> YOUR GOAL:
Pick out every line of the entries below where "with" occurs, and copy those lines.

══════════

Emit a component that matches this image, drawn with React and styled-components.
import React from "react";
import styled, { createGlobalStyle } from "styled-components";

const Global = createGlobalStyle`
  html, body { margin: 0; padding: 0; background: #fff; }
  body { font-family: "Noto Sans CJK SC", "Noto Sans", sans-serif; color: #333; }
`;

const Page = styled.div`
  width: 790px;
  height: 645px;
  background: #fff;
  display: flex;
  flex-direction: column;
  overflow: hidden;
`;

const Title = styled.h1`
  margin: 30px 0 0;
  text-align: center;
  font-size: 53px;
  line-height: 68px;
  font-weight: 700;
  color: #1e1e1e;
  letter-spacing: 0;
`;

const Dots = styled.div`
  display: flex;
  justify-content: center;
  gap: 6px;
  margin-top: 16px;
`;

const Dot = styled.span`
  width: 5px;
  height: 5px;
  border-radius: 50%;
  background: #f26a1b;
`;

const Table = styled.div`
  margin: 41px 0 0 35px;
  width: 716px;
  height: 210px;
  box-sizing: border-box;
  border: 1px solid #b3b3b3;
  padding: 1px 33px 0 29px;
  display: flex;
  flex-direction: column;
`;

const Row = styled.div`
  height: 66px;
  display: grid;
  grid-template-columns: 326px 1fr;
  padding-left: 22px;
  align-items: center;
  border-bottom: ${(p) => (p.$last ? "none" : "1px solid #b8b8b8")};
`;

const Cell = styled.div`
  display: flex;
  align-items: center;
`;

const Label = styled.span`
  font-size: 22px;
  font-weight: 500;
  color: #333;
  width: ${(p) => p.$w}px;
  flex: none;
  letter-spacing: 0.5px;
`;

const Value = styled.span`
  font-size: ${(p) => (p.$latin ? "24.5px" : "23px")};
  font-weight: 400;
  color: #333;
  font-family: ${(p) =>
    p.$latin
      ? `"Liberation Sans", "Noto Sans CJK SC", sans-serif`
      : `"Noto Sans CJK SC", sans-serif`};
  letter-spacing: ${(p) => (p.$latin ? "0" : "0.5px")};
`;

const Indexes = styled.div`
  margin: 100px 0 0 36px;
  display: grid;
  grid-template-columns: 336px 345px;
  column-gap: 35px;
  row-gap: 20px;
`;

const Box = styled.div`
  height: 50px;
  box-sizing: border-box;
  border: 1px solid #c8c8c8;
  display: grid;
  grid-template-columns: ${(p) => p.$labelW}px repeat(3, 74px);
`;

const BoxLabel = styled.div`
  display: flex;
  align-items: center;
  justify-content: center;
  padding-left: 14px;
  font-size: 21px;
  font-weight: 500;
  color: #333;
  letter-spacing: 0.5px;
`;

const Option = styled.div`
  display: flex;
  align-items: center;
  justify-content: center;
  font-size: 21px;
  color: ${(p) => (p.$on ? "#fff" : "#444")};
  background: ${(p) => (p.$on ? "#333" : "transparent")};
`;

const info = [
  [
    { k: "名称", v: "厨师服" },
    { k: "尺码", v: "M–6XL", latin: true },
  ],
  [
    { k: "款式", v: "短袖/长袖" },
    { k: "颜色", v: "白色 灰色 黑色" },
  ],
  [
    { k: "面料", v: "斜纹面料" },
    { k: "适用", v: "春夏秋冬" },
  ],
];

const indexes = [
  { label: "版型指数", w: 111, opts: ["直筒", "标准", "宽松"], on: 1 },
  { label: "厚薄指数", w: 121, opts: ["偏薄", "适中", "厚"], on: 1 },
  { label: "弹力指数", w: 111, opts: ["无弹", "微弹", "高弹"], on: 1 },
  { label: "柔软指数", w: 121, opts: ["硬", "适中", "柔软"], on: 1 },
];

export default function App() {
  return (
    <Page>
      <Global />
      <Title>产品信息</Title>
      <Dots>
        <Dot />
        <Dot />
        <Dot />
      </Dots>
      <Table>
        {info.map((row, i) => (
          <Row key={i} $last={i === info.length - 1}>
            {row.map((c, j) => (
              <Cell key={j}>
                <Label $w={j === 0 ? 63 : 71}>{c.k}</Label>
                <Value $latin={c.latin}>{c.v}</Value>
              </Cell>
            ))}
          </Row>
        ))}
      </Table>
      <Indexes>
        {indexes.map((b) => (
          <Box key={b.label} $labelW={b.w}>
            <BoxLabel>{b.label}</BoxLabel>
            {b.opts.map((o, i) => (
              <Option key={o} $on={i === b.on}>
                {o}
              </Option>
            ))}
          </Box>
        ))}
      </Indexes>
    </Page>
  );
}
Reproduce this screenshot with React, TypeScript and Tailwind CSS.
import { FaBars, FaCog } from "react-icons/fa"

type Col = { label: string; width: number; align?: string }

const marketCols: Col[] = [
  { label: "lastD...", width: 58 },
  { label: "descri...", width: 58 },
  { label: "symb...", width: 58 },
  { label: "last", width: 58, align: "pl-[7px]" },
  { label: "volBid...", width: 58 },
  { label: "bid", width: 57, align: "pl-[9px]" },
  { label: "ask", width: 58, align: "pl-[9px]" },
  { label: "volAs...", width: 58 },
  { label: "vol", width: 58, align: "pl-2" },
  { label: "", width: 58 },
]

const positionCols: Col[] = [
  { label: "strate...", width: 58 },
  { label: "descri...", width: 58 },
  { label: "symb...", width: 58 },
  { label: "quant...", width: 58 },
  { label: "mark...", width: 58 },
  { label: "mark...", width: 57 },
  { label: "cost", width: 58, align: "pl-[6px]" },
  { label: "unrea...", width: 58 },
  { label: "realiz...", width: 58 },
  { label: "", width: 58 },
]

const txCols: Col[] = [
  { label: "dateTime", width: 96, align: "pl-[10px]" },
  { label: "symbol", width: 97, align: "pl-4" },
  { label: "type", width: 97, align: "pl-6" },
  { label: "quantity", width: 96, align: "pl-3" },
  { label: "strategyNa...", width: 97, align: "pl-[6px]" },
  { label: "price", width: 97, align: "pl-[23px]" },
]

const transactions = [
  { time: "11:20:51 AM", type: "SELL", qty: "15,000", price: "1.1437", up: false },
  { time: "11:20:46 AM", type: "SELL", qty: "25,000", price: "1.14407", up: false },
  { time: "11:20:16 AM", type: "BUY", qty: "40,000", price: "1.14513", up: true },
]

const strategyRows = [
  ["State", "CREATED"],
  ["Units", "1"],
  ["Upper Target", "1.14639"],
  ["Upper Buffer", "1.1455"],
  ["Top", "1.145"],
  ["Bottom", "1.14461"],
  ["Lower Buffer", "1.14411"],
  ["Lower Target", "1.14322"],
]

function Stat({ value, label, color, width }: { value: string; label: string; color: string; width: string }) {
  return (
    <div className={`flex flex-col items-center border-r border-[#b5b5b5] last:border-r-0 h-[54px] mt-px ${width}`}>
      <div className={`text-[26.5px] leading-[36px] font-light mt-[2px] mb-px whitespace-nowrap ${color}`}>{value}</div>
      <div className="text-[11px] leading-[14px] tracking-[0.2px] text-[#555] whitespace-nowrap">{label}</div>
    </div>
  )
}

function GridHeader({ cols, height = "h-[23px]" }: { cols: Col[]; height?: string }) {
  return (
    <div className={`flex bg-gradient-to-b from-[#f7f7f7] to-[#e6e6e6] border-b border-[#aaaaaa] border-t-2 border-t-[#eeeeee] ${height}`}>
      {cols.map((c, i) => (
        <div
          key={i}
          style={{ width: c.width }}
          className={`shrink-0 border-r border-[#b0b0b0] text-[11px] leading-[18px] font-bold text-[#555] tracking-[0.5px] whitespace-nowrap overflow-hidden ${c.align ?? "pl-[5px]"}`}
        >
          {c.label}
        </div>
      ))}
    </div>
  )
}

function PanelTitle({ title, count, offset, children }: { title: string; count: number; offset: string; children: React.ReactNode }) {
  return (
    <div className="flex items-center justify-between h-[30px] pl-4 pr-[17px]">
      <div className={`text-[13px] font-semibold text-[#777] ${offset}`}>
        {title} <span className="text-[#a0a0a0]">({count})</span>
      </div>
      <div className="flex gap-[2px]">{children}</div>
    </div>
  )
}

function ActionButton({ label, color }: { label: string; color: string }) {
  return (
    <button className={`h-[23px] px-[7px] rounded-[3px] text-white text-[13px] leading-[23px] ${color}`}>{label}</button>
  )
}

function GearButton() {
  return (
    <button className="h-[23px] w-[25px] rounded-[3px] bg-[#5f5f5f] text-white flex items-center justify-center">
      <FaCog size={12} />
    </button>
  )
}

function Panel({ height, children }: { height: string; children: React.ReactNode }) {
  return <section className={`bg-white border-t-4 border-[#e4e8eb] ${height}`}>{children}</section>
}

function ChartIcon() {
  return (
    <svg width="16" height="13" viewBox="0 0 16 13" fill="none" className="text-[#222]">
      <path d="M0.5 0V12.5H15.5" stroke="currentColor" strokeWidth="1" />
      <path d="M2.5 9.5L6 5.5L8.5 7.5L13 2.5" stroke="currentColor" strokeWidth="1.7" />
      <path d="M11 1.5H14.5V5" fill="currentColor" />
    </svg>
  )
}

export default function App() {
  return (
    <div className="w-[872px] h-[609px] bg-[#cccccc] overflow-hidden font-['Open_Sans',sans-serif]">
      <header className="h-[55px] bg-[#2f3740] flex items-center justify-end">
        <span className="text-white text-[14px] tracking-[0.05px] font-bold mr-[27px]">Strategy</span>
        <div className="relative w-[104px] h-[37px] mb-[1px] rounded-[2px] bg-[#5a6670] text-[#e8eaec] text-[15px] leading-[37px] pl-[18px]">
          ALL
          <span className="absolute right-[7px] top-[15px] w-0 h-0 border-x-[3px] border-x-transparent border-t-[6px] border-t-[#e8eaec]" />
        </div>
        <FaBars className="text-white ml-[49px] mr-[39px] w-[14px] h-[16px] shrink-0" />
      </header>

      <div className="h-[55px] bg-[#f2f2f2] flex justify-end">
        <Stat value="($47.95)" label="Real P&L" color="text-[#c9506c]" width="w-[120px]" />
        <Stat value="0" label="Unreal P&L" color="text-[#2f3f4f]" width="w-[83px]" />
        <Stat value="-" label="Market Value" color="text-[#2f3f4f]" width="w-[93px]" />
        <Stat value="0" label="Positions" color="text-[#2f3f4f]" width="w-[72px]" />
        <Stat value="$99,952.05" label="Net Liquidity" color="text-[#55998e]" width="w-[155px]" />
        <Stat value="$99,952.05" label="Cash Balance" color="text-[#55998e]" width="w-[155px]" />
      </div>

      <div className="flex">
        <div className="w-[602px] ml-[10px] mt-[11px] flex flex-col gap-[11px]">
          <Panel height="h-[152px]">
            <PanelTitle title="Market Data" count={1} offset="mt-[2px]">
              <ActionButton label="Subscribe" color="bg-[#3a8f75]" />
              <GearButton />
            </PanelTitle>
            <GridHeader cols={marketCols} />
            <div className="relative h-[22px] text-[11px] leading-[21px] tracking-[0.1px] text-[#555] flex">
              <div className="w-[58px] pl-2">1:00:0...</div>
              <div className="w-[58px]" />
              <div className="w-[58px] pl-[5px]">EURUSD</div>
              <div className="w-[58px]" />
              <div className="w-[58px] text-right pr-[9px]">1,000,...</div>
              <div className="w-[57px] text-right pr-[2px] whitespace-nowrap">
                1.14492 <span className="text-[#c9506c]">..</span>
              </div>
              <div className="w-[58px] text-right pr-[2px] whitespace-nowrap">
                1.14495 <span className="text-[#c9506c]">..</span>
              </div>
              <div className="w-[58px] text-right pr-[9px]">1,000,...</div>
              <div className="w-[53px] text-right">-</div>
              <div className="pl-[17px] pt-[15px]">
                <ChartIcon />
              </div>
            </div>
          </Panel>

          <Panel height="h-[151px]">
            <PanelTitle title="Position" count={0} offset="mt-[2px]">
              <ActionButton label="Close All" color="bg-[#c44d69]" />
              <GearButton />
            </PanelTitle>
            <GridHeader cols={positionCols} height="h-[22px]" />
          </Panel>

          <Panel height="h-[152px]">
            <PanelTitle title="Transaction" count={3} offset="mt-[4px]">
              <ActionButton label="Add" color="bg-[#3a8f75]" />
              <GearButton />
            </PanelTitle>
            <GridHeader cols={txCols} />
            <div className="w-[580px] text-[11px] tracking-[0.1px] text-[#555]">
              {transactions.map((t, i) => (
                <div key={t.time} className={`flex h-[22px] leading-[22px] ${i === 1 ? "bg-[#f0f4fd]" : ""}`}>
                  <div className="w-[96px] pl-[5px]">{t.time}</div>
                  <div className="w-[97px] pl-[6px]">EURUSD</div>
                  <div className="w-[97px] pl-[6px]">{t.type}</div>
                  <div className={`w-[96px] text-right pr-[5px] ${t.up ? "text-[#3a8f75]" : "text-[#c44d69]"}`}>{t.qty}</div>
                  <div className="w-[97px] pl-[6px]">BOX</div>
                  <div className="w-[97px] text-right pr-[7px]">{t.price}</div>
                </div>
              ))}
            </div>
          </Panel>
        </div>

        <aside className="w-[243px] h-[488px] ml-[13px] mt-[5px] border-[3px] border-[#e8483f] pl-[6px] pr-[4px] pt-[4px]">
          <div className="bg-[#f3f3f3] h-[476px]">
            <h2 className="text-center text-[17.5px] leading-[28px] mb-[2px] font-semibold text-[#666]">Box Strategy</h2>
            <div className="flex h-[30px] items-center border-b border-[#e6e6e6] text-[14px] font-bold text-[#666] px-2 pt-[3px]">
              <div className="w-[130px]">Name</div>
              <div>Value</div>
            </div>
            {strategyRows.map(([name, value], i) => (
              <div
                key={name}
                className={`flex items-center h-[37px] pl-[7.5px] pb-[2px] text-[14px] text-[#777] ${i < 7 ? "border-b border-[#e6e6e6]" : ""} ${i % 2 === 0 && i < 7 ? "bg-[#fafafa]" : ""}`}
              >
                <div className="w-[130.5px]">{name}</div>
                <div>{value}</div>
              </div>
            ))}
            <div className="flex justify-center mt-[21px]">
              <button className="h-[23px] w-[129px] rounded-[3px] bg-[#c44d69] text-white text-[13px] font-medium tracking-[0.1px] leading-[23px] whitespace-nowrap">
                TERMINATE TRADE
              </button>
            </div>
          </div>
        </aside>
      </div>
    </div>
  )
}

══════════

> SOLUTION FOR THIS EXERCISE:
Emit a component that matches this image, drawn with React and styled-components.
Reproduce this screenshot with React, TypeScript and Tailwind CSS.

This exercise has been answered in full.